Are there any other chefs or restaurants that you are excited about that you think deserve more recognition?
There are lots; to enumerate them would be difficult. I am a bit uncivilized [on the matter]. I stay in my country, I don't move around too much. I help my son, I have my garden, I do my errands by foot.

"We have to get out of this model of the luxe of the table, which I abhor."

There is something which comforted me in the evolution of my cooking: Over the course of my travels, my wife and I did not travel to the ocean, or to castles... but we backpacked. Backpacking in the streets, going to the markets, eating with locals — that is where I find the most beautiful experiences. I think in order to achieve pleasure at the table, we must be careful, because sometimes we want to codify it into an outline or a model. I think that it can take many forms.

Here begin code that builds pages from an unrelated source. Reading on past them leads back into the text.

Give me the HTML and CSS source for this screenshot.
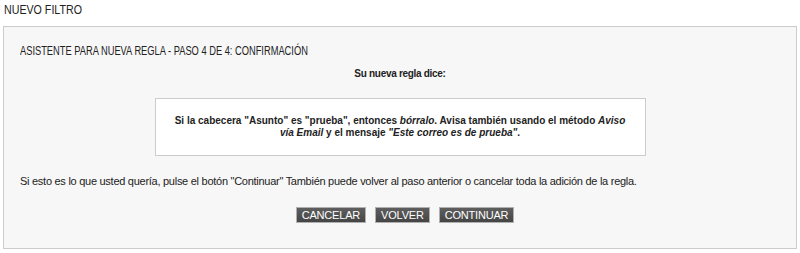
FILE: index.html
```html
<!DOCTYPE html>
<html lang="es">
<head>
    <meta charset="UTF-8">
    <title>Nuevo filtro</title>
    <link rel="stylesheet" href="styles.css">
</head>
<body>
    <h1 class="page-title"><span class="narrow">NUEVO FILTRO</span></h1>

    <div class="wizard-panel">
        <h2 class="wizard-title"><span class="narrow">ASISTENTE PARA NUEVA REGLA - PASO 4 DE 4: CONFIRMACIÓN</span></h2>

        <p class="rule-intro">Su nueva regla dice:</p>

        <div class="rule-box">
            Si la cabecera "Asunto" es "prueba", entonces <em>bórralo</em>. Avisa también usando el método <em>Aviso vía Email</em> y el mensaje <em>"Este correo es de prueba"</em>.
        </div>

        <p class="wizard-help">Si esto es lo que usted quería, pulse el botón "Continuar" También puede volver al paso anterior o cancelar toda la adición de la regla.</p>

        <div class="wizard-buttons">
            <button class="button">CANCELAR</button>
            <button class="button">VOLVER</button>
            <button class="button">CONTINUAR</button>
        </div>
    </div>
</body>
</html>
```

FILE: styles.css
```css
body {
    font-family: 'Liberation Sans', Arial, sans-serif;
    font-size: 11px;
    color: #222;
    background-color: #fff;
    margin: 0;
}

/* no narrow face installed, so squeeze the regular one */
.narrow {
    display: inline-block;
    transform: scaleX(0.82);
    transform-origin: left center;
    white-space: nowrap;
}

.page-title {
    font-weight: normal;
    font-size: 13px;
    line-height: 18px;
    color: #222;
    margin: 0;
    padding: 1px 4px 7px;
}

.wizard-panel {
    margin: 0 3px;
    background-color: #f7f7f7;
    border: 1px solid #ccc;
    padding: 17px 16px 25px;
}

.wizard-title {
    font-weight: normal;
    font-size: 12px;
    line-height: 14px;
    color: #222;
    margin: 0;
}

.wizard-title .narrow {
    transform: scaleX(0.775);
}

.rule-intro {
    font-weight: bold;
    font-size: 10px;
    letter-spacing: -0.3px;
    text-align: center;
    line-height: 14px;
    margin: 9px 0 0;
}

.rule-box {
    width: 451px;
    margin: 17px auto 0;
    padding: 16px 19px;
    background-color: #fff;
    border: 1px solid #ccc;
    font-weight: bold;
    font-size: 10px;
    line-height: 12px;
    text-align: center;
}

.wizard-help {
    letter-spacing: -0.27px;
    line-height: 14px;
    margin: 18px 0 0;
}

.wizard-buttons {
    display: flex;
    justify-content: center;
    gap: 9px;
    margin: 19px 0 0 10px;
}

.button {
    font-family: 'Liberation Sans', Arial, sans-serif;
    font-size: 11px;
    letter-spacing: -0.2px;
    line-height: 14px;
    height: 16px;
    padding: 0 5px;
    color: #fff;
    background: linear-gradient(#5e5e5e, #454545);
    border: 1px solid #b0b0b0;
    border-radius: 0;
    cursor: pointer;
}
```
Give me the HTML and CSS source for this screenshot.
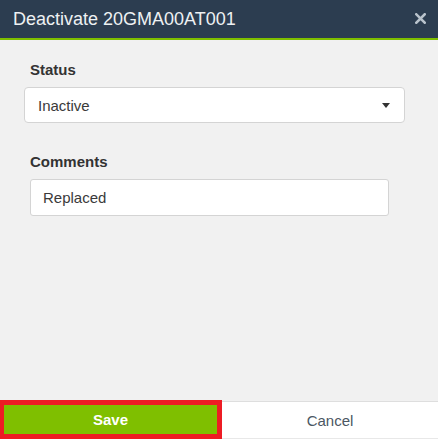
FILE: index.html
```html
<!DOCTYPE html>
<html>
<head>
<meta charset="utf-8">
<link rel="stylesheet" href="styles.css">
</head>
<body>
<div class="dialog">
  <div class="header">
    <div class="title">Deactivate 20GMA00AT001</div>
    <svg class="close" width="11" height="11" viewBox="0 0 11 11"><path d="M1.3 1.3 L9.7 9.7 M9.7 1.3 L1.3 9.7" stroke="#b9c3cc" stroke-width="2.6" stroke-linecap="square"/></svg>
  </div>
  <div class="content">
    <div class="group">
      <div class="label">Status</div>
      <div class="select">
        <span>Inactive</span>
        <svg class="caret" width="8" height="5" viewBox="0 0 8 5"><path d="M0 0 H8 L4 5 Z" fill="#333"/></svg>
      </div>
    </div>
    <div class="group comments">
      <div class="label">Comments</div>
      <div class="input">Replaced</div>
    </div>
  </div>
  <div class="footer">
    <div class="btn save">Save</div>
    <div class="btn cancel">Cancel</div>
  </div>
</div>
</body>
</html>
```
FILE: styles.css
```css
html, body {
  margin: 0;
  padding: 0;
  width: 438px;
  height: 439px;
  overflow: hidden;
  font-family: "Liberation Sans", Arial, sans-serif;
  background: #f1f1f1;
}
.dialog {
  display: flex;
  flex-direction: column;
  width: 438px;
  height: 439px;
}
.header {
  height: 38px;
  background: #2c3d50;
  border-bottom: 2px solid #7fbf00;
  display: flex;
  align-items: center;
  justify-content: space-between;
  padding: 0 12px 0 13px;
}
.title {
  color: #eef1f3;
  font-size: 18px;
  line-height: 22px;
  margin-top: -1px;
}
.close {
  display: block;
  margin-top: -2px;
}
.content {
  flex: 1;
  padding: 20px 0 0 30px;
}
.label {
  font-size: 15px;
  font-weight: bold;
  line-height: 20px;
  color: #333;
}
.select {
  margin: 7px 0 0 -6px;
  width: 381px;
  height: 36px;
  box-sizing: border-box;
  background: #fff;
  border: 1px solid #d4d4d4;
  border-radius: 4px;
  display: flex;
  align-items: center;
  justify-content: space-between;
  padding: 0 14px 0 13px;
  font-size: 15px;
  color: #3a3a3a;
}
.caret {
  display: block;
  margin-top: 1px;
}
.comments {
  margin-top: 29px;
}
.input {
  margin-top: 7px;
  width: 359px;
  height: 37px;
  box-sizing: border-box;
  background: #fff;
  border: 1px solid #d4d4d4;
  border-radius: 3px;
  display: flex;
  align-items: center;
  padding-left: 12px;
  font-size: 15px;
  color: #3a3a3a;
}
.footer {
  height: 39px;
  display: flex;
  align-items: flex-end;
}
.btn {
  display: flex;
  align-items: center;
  justify-content: center;
  font-size: 15px;
  box-sizing: border-box;
}
.save {
  width: 222px;
  height: 39px;
  background: #7fbf00;
  border: 5px solid #ed1c24;
  border-left-width: 4px;
  color: #fff;
  font-weight: bold;
}
.cancel {
  flex: 1;
  height: 38px;
  background: #fff;
  border-top: 1px solid #dedede;
  border-bottom: 1px solid #e8e8e8;
  color: #4b5763;
}
```
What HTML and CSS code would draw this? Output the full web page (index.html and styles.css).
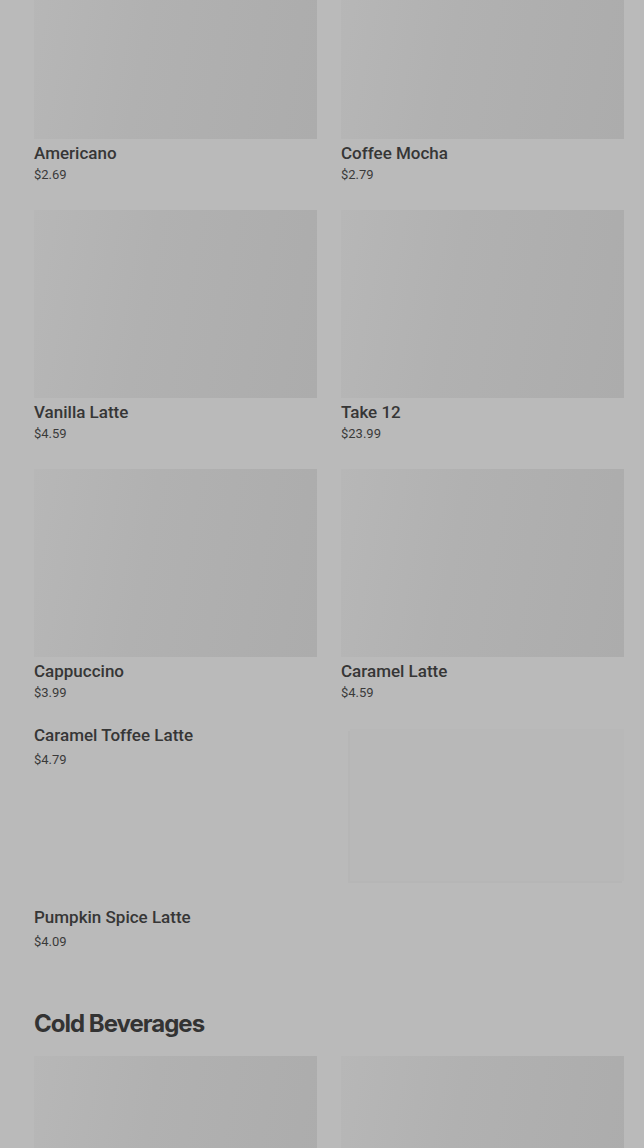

I remember once, on a back road somewhere in Asia, eating something in a banana leaf that was completely magical. I remember eating something in a restaurant after my first marathon in 1986, a blue cornbread at a restaurant in Arizona. It was a special moment for me. There are lots of circumstances with the person that you love, it can be a meal of three crêpes. There is no one type of experience. We have to get out of this model of the luxe of the table, which I abhor. If I come here, I want to eat something local, something real. I don't feel like eating fish that comes from the other side of the earth, I don't feel like eating beef that comes from France. I need to be embedded in the region.

What do you think stands out about American cuisine, in a good or bad way?
I enjoy the breakfasts prepared with potatoes. But really, it is about precise places, in certain circumstances. I had some wonderful moments with my children in New York at Jean-Georges, a dinner which was memorable to me. I remember that meal in Arizona with the blue cornbread. I remember eating gyoza in Chinatown in New York. Drinking pints of beer in SoHo, that can be magical too: it's not eating, but with some nuts... that is happiness. It can be simple; we have to find things that are simple. Returning to the self.